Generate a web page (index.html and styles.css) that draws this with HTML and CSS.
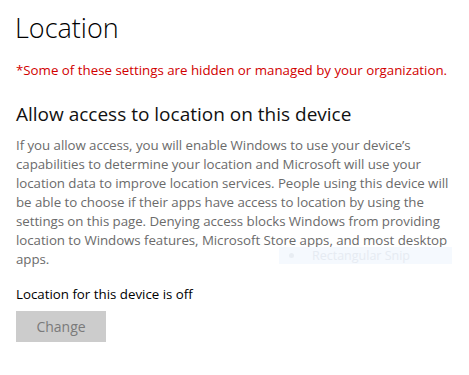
FILE: index.html
```html
<!DOCTYPE html>
<html lang="en">
<head>
    <meta charset="UTF-8">
    <meta name="viewport" content="width=device-width, initial-scale=1.0">
    <title>Location</title>
    <link rel="stylesheet" href="styles.css">
</head>
<body>
    <div class="page">
        <h1 class="title">Location</h1>
        <p class="notice">*Some of these settings are hidden or managed by your organization.</p>

        <h2 class="section-title">Allow access to location on this device</h2>
        <p class="desc">If you allow access, you will enable Windows to use your device’s capabilities to determine your location and Microsoft will use your location data to improve location services. People using this device will be able to choose if their apps have access to location by using the settings on this page. Denying access blocks Windows from providing location to Windows features, Microsoft Store apps, and most desktop apps.</p>

        <p class="status">Location for this device is off</p>
        <button class="btn" disabled>Change</button>

        <div class="snip">
            <span class="snip-dot"></span>
            <span class="snip-label">Rectangular Snip</span>
        </div>
    </div>
</body>
</html>
```

FILE: styles.css
```css
body {
    margin: 0;
    padding: 0;
    background: #ffffff;
    font-family: 'Open Sans', 'Noto Sans', sans-serif;
}
.page {
    position: relative;
    padding: 10px 0 0 16px;
    width: 450px;
}
.title {
    margin: 0 0 0 -1px;
    font-size: 27px;
    font-weight: 300;
    line-height: 36px;
    color: #000;
}
.notice {
    margin: 15px 0 0;
    font-size: 13.3px;
    line-height: 18px;
    color: #d10000;
}
.section-title {
    margin: 22px 0 0;
    font-size: 19px;
    font-weight: 400;
    line-height: 26px;
    color: #111;
}
.desc {
    margin: 9px 0 0;
    font-size: 13.3px;
    letter-spacing: -0.05px;
    line-height: 19px;
    color: #6b6b6b;
}
.status {
    margin: 16px 0 0;
    font-size: 13.3px;
    line-height: 19px;
    color: #000;
}
.btn {
    display: block;
    width: 90px;
    height: 31px;
    margin-top: 7px;
    padding: 0;
    border: none;
    background: #cccccc;
    color: #7a7a7a;
    font-family: inherit;
    font-size: 14px;
}
.snip {
    position: absolute;
    left: 279px;
    top: 247px;
    width: 173px;
    height: 17px;
    background: #f5f9fe;
    display: flex;
    align-items: center;
}
.snip-dot {
    width: 5px;
    height: 5px;
    margin-left: 10px;
    border-radius: 50%;
    background: #e8edf3;
}
.snip-label {
    margin-left: 18px;
    font-size: 12.5px;
    line-height: 15px;
    color: #e6ebf2;
}
```
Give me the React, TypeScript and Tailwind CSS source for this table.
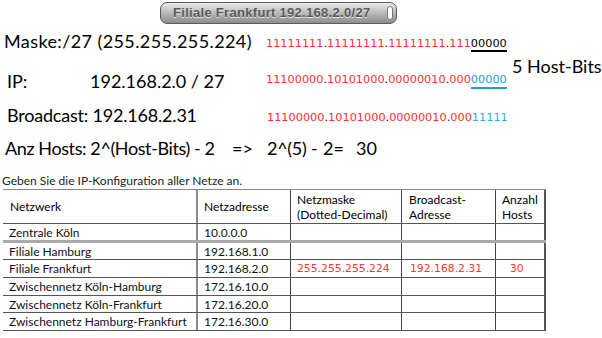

.....

Task description: Extract the full listing exactly, with the pictures left out.

Solution:
Generate a web page (index.html and styles.css) that draws this with HTML and CSS.
FILE: index.html
```html
<!DOCTYPE html>
<html lang="en">
<head>
    <meta charset="UTF-8">
    <meta name="viewport" content="width=device-width, initial-scale=1.0">
    <title>Location</title>
    <link rel="stylesheet" href="styles.css">
</head>
<body>
    <div class="page">
        <h1 class="title">Location</h1>
        <p class="notice">*Some of these settings are hidden or managed by your organization.</p>

        <h2 class="section-title">Allow access to location on this device</h2>
        <p class="desc">If you allow access, you will enable Windows to use your device’s capabilities to determine your location and Microsoft will use your location data to improve location services. People using this device will be able to choose if their apps have access to location by using the settings on this page. Denying access blocks Windows from providing location to Windows features, Microsoft Store apps, and most desktop apps.</p>

        <p class="status">Location for this device is off</p>
        <button class="btn" disabled>Change</button>

        <div class="snip">
            <span class="snip-dot"></span>
            <span class="snip-label">Rectangular Snip</span>
        </div>
    </div>
</body>
</html>
```

FILE: styles.css
```css
body {
    margin: 0;
    padding: 0;
    background: #ffffff;
    font-family: 'Open Sans', 'Noto Sans', sans-serif;
}
.page {
    position: relative;
    padding: 10px 0 0 16px;
    width: 450px;
}
.title {
    margin: 0 0 0 -1px;
    font-size: 27px;
    font-weight: 300;
    line-height: 36px;
    color: #000;
}
.notice {
    margin: 15px 0 0;
    font-size: 13.3px;
    line-height: 18px;
    color: #d10000;
}
.section-title {
    margin: 22px 0 0;
    font-size: 19px;
    font-weight: 400;
    line-height: 26px;
    color: #111;
}
.desc {
    margin: 9px 0 0;
    font-size: 13.3px;
    letter-spacing: -0.05px;
    line-height: 19px;
    color: #6b6b6b;
}
.status {
    margin: 16px 0 0;
    font-size: 13.3px;
    line-height: 19px;
    color: #000;
}
.btn {
    display: block;
    width: 90px;
    height: 31px;
    margin-top: 7px;
    padding: 0;
    border: none;
    background: #cccccc;
    color: #7a7a7a;
    font-family: inherit;
    font-size: 14px;
}
.snip {
    position: absolute;
    left: 279px;
    top: 247px;
    width: 173px;
    height: 17px;
    background: #f5f9fe;
    display: flex;
    align-items: center;
}
.snip-dot {
    width: 5px;
    height: 5px;
    margin-left: 10px;
    border-radius: 50%;
    background: #e8edf3;
}
.snip-label {
    margin-left: 18px;
    font-size: 12.5px;
    line-height: 15px;
    color: #e6ebf2;
}
```
Give me the React, TypeScript and Tailwind CSS source for this table.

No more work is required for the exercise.